While the screwball comedy went out of fashion by the 1940s, Adam Sandler created the romantic comedy for passive-aggressive man-boys in the 1990s and Judd Apatow (Superbad, Knocked Up, The 40-year-old Virgin) revolutionised it a decade later, combining sweet natured humour with R rated jokes, often featuring the quest of an average man-boy to get laid and ultimately be accepted for who is he by someone way hotter.
She’s out of my league may appear to be like many of Apatow’s productions, but its creators seem pretty sure that you’ve never seen anything similar to this before. This may well be chutzpah, but I think they’re right.
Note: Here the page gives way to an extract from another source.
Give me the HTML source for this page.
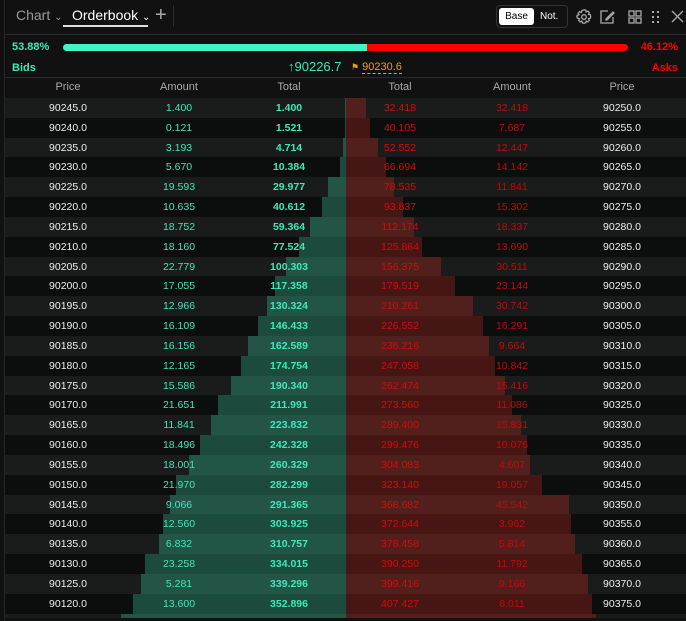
<!DOCTYPE html>
<html><head><meta charset="utf-8"><style>
*{margin:0;padding:0;box-sizing:border-box}
html,body{width:686px;height:621px;overflow:hidden}
body{background:#111;font-family:"Liberation Sans",sans-serif;position:relative;color:#ddd}
.lb{position:absolute;left:4px;top:0;width:1px;height:621px;background:#262626}
.top{position:absolute;left:5px;top:0;right:0;height:35px;border-bottom:1px solid #2a2a2a}
.tab{position:absolute;top:7px;font-size:14px}
.sum{position:absolute;font-size:11px;font-weight:bold}
.bar{position:absolute;top:44px;height:7px;border-radius:4px;overflow:hidden;left:63px;width:565px;background:#f00}
.bar i{position:absolute;left:0;top:0;height:7px;width:304px;background:#3ef5c8}
.hd{position:absolute;left:5px;right:0;top:77px;height:21px;border-top:1px solid #2a2a2a;font-size:11px;color:#aaa}
.hd span,.r span{position:absolute;width:110px;margin-left:-55px;text-align:center;z-index:2}
.hd span{top:3px}
#rows{position:absolute;left:5px;top:98px;right:0;height:523px;overflow:hidden}
.r{position:relative;height:19.84px;font-size:10.5px;background:#0c0d0d}
.r:nth-child(odd){background:#1a1b1b}
.r span{top:4px}
.r .b{position:absolute;right:340px;top:0;height:100%;background:#1c4a3d}
.r .a{position:absolute;left:341px;top:0;height:100%;background:#461614}
.r:nth-child(odd) .b{background:#235547}
.r:nth-child(odd) .a{background:#51201d}
.p{left:63px;color:#eee}.am{left:174px;color:#3ee8b8}.t{left:284px;color:#3ee8b8;font-weight:bold}
.t2{left:395px;color:#d80a0a}.am2{left:507px;color:#c80808}.p2{left:617px;color:#eee}
</style></head><body>
<div class="lb"></div>
<div class="top">
<div class="tab" style="left:11px;color:#999">Chart <span style="font-size:10px">&#8964;</span></div>
<div class="tab" style="left:67px;color:#fff">Orderbook <span style="font-size:10px">&#8964;</span></div>
<div style="position:absolute;left:58px;top:25px;width:85px;height:2px;background:#ddd"></div>
<div style="position:absolute;left:150px;top:4px;font-size:20px;color:#aaa">+</div>
<div style="position:absolute;left:168px;top:5px;width:1px;height:22px;background:#2a2a2a"></div>
<div style="position:absolute;left:491px;top:5px;width:72px;height:23px;border:1px solid #333;border-radius:4px"></div>
<div style="position:absolute;left:494px;top:8px;width:35px;height:17px;background:#fff;border-radius:3px;color:#000;font-size:10px;text-align:center;line-height:17px">Base</div>
<div style="position:absolute;left:535px;top:11px;color:#fff;font-size:10px">Not.</div>
<svg style="position:absolute;left:571px;top:9px" width="112" height="16" fill="none" stroke="#aaa" stroke-width="1.3">
<circle cx="8" cy="8" r="2.3"/><path d="M8 .8l1.7.4.5 1.8 1.7-.8 1.4 1.4-.8 1.7 1.8.5.4 1.7-.4 1.7-1.8.5.8 1.7-1.4 1.4-1.7-.8-.5 1.8-1.7.4-1.7-.4-.5-1.8-1.7.8-1.4-1.4.8-1.7-1.8-.5L.8 8l.4-1.7 1.8-.5-.8-1.7 1.4-1.4 1.7.8.5-1.8z"/>
<path d="M32 2h-7v12h12V8"/><path d="M30 10l7-7 1 1-7 7h-1z"/>
<rect x="53" y="2" width="5" height="5"/><rect x="60" y="2" width="5" height="5"/><rect x="53" y="9" width="5" height="5"/><rect x="60" y="9" width="5" height="5"/>
<g fill="#aaa" stroke="none"><rect x="76" y="2" width="2" height="2"/><rect x="81" y="2" width="2" height="2"/><rect x="76" y="7" width="2" height="2"/><rect x="81" y="7" width="2" height="2"/><rect x="76" y="12" width="2" height="2"/><rect x="81" y="12" width="2" height="2"/></g>
<path d="M96 2l11 11M107 2L96 13"/>
</svg>
</div>
<div class="sum" style="left:12px;top:41px;color:#3ee8b8">53.88%</div>
<div class="bar"><i></i></div>
<div class="sum" style="right:8px;top:41px;color:#f00">46.12%</div>
<div class="sum" style="left:12px;top:62px;color:#3ee8b8">Bids</div>
<div style="position:absolute;left:288px;top:59px;font-size:13px;color:#3ee8b8">&#8593;90226.7</div>
<div style="position:absolute;left:351px;top:61px;font-size:11px;color:#e8a020"><span style="font-size:9px">&#9873;</span> <span style="border-bottom:1px dashed #e8a020">90230.6</span></div>
<div class="sum" style="right:8px;top:62px;color:#f00">Asks</div>
<div class="hd"><span style="left:63px">Price</span><span style="left:174px">Amount</span><span style="left:284px">Total</span><span style="left:395px">Total</span><span style="left:507px">Amount</span><span style="left:617px">Price</span></div>
<div id="rows">
<div class="r"><i class="b" style="width:1px"></i><i class="a" style="width:20px"></i><span class="p">90245.0</span><span class="am">1.400</span><span class="t">1.400</span><span class="t2">32.418</span><span class="am2">32.418</span><span class="p2">90250.0</span></div>
<div class="r"><i class="b" style="width:1px"></i><i class="a" style="width:24px"></i><span class="p">90240.0</span><span class="am">0.121</span><span class="t">1.521</span><span class="t2">40.105</span><span class="am2">7.687</span><span class="p2">90255.0</span></div>
<div class="r"><i class="b" style="width:3px"></i><i class="a" style="width:32px"></i><span class="p">90235.0</span><span class="am">3.193</span><span class="t">4.714</span><span class="t2">52.552</span><span class="am2">12.447</span><span class="p2">90260.0</span></div>
<div class="r"><i class="b" style="width:6px"></i><i class="a" style="width:40px"></i><span class="p">90230.0</span><span class="am">5.670</span><span class="t">10.384</span><span class="t2">66.694</span><span class="am2">14.142</span><span class="p2">90265.0</span></div>
<div class="r"><i class="b" style="width:18px"></i><i class="a" style="width:48px"></i><span class="p">90225.0</span><span class="am">19.593</span><span class="t">29.977</span><span class="t2">78.535</span><span class="am2">11.841</span><span class="p2">90270.0</span></div>
<div class="r"><i class="b" style="width:24px"></i><i class="a" style="width:57px"></i><span class="p">90220.0</span><span class="am">10.635</span><span class="t">40.612</span><span class="t2">93.837</span><span class="am2">15.302</span><span class="p2">90275.0</span></div>
<div class="r"><i class="b" style="width:36px"></i><i class="a" style="width:68px"></i><span class="p">90215.0</span><span class="am">18.752</span><span class="t">59.364</span><span class="t2">112.174</span><span class="am2">18.337</span><span class="p2">90280.0</span></div>
<div class="r"><i class="b" style="width:47px"></i><i class="a" style="width:76px"></i><span class="p">90210.0</span><span class="am">18.160</span><span class="t">77.524</span><span class="t2">125.864</span><span class="am2">13.690</span><span class="p2">90285.0</span></div>
<div class="r"><i class="b" style="width:60px"></i><i class="a" style="width:95px"></i><span class="p">90205.0</span><span class="am">22.779</span><span class="t">100.303</span><span class="t2">156.375</span><span class="am2">30.511</span><span class="p2">90290.0</span></div>
<div class="r"><i class="b" style="width:71px"></i><i class="a" style="width:109px"></i><span class="p">90200.0</span><span class="am">17.055</span><span class="t">117.358</span><span class="t2">179.519</span><span class="am2">23.144</span><span class="p2">90295.0</span></div>
<div class="r"><i class="b" style="width:79px"></i><i class="a" style="width:127px"></i><span class="p">90195.0</span><span class="am">12.966</span><span class="t">130.324</span><span class="t2">210.261</span><span class="am2">30.742</span><span class="p2">90300.0</span></div>
<div class="r"><i class="b" style="width:88px"></i><i class="a" style="width:137px"></i><span class="p">90190.0</span><span class="am">16.109</span><span class="t">146.433</span><span class="t2">226.552</span><span class="am2">16.291</span><span class="p2">90305.0</span></div>
<div class="r"><i class="b" style="width:98px"></i><i class="a" style="width:143px"></i><span class="p">90185.0</span><span class="am">16.156</span><span class="t">162.589</span><span class="t2">236.216</span><span class="am2">9.664</span><span class="p2">90310.0</span></div>
<div class="r"><i class="b" style="width:105px"></i><i class="a" style="width:149px"></i><span class="p">90180.0</span><span class="am">12.165</span><span class="t">174.754</span><span class="t2">247.058</span><span class="am2">10.842</span><span class="p2">90315.0</span></div>
<div class="r"><i class="b" style="width:115px"></i><i class="a" style="width:159px"></i><span class="p">90175.0</span><span class="am">15.586</span><span class="t">190.340</span><span class="t2">262.474</span><span class="am2">15.416</span><span class="p2">90320.0</span></div>
<div class="r"><i class="b" style="width:128px"></i><i class="a" style="width:166px"></i><span class="p">90170.0</span><span class="am">21.651</span><span class="t">211.991</span><span class="t2">273.560</span><span class="am2">11.086</span><span class="p2">90325.0</span></div>
<div class="r"><i class="b" style="width:135px"></i><i class="a" style="width:175px"></i><span class="p">90165.0</span><span class="am">11.841</span><span class="t">223.832</span><span class="t2">289.400</span><span class="am2">15.831</span><span class="p2">90330.0</span></div>
<div class="r"><i class="b" style="width:146px"></i><i class="a" style="width:181px"></i><span class="p">90160.0</span><span class="am">18.496</span><span class="t">242.328</span><span class="t2">299.476</span><span class="am2">10.076</span><span class="p2">90335.0</span></div>
<div class="r"><i class="b" style="width:157px"></i><i class="a" style="width:184px"></i><span class="p">90155.0</span><span class="am">18.001</span><span class="t">260.329</span><span class="t2">304.083</span><span class="am2">4.607</span><span class="p2">90340.0</span></div>
<div class="r"><i class="b" style="width:170px"></i><i class="a" style="width:196px"></i><span class="p">90150.0</span><span class="am">21.970</span><span class="t">282.299</span><span class="t2">323.140</span><span class="am2">19.057</span><span class="p2">90345.0</span></div>
<div class="r"><i class="b" style="width:176px"></i><i class="a" style="width:223px"></i><span class="p">90145.0</span><span class="am">9.066</span><span class="t">291.365</span><span class="t2">368.682</span><span class="am2">45.542</span><span class="p2">90350.0</span></div>
<div class="r"><i class="b" style="width:183px"></i><i class="a" style="width:225px"></i><span class="p">90140.0</span><span class="am">12.560</span><span class="t">303.925</span><span class="t2">372.644</span><span class="am2">3.962</span><span class="p2">90355.0</span></div>
<div class="r"><i class="b" style="width:187px"></i><i class="a" style="width:229px"></i><span class="p">90135.0</span><span class="am">6.832</span><span class="t">310.757</span><span class="t2">378.458</span><span class="am2">5.814</span><span class="p2">90360.0</span></div>
<div class="r"><i class="b" style="width:201px"></i><i class="a" style="width:236px"></i><span class="p">90130.0</span><span class="am">23.258</span><span class="t">334.015</span><span class="t2">390.250</span><span class="am2">11.792</span><span class="p2">90365.0</span></div>
<div class="r"><i class="b" style="width:205px"></i><i class="a" style="width:242px"></i><span class="p">90125.0</span><span class="am">5.281</span><span class="t">339.296</span><span class="t2">399.416</span><span class="am2">9.166</span><span class="p2">90370.0</span></div>
<div class="r"><i class="b" style="width:213px"></i><i class="a" style="width:246px"></i><span class="p">90120.0</span><span class="am">13.600</span><span class="t">352.896</span><span class="t2">407.427</span><span class="am2">8.011</span><span class="p2">90375.0</span></div>
<div class="r" style="height:4px"><i class="b" style="width:225px"></i><i class="a" style="width:250px"></i></div>
</div>
</body></html>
She’s out of my league is a deconstruction of the male romantic comedy genre, stripping it down to the genre’s real roots, and then having fun with the consequences that follow.
The film’s creators suggest that the male romantic comedy is nothing more than a traditional fairy tale – the kind where the average, not quite attractive, far from rich, hardly networked Ms manages to win the hand of Prince Charming in the end – but with genders reversed. Jay Baruchel is cast as the protagonist, a skinny, shy, and unassuming average Joe who knows he’ll never amount to much in career or romance. Of course, his friends are there to remind him that as a “5” on the hottie scale, he’ll never snag a “10” - and his family is there mostly to put him down for his aspirations, pace Cinderella.
And as in any old fairy tale, our protagonist, Mr Average, will have a shot at snagging Ms Perfect. I don’t think I need to divulge the details, safe to say that the proceedings involve a fair bit of R-rated situations and jokes, friendly male bonding, and a lot of sweet-natured and affirming comedy that has been increasingly missing from Apatow’s productions.
As a romantic comedy, She’s out of my league is not too raunchy. Its belief that everyone has their own Mr/Ms Perfect out there, regardless of their own attractiveness, makes for an ideal first date movie.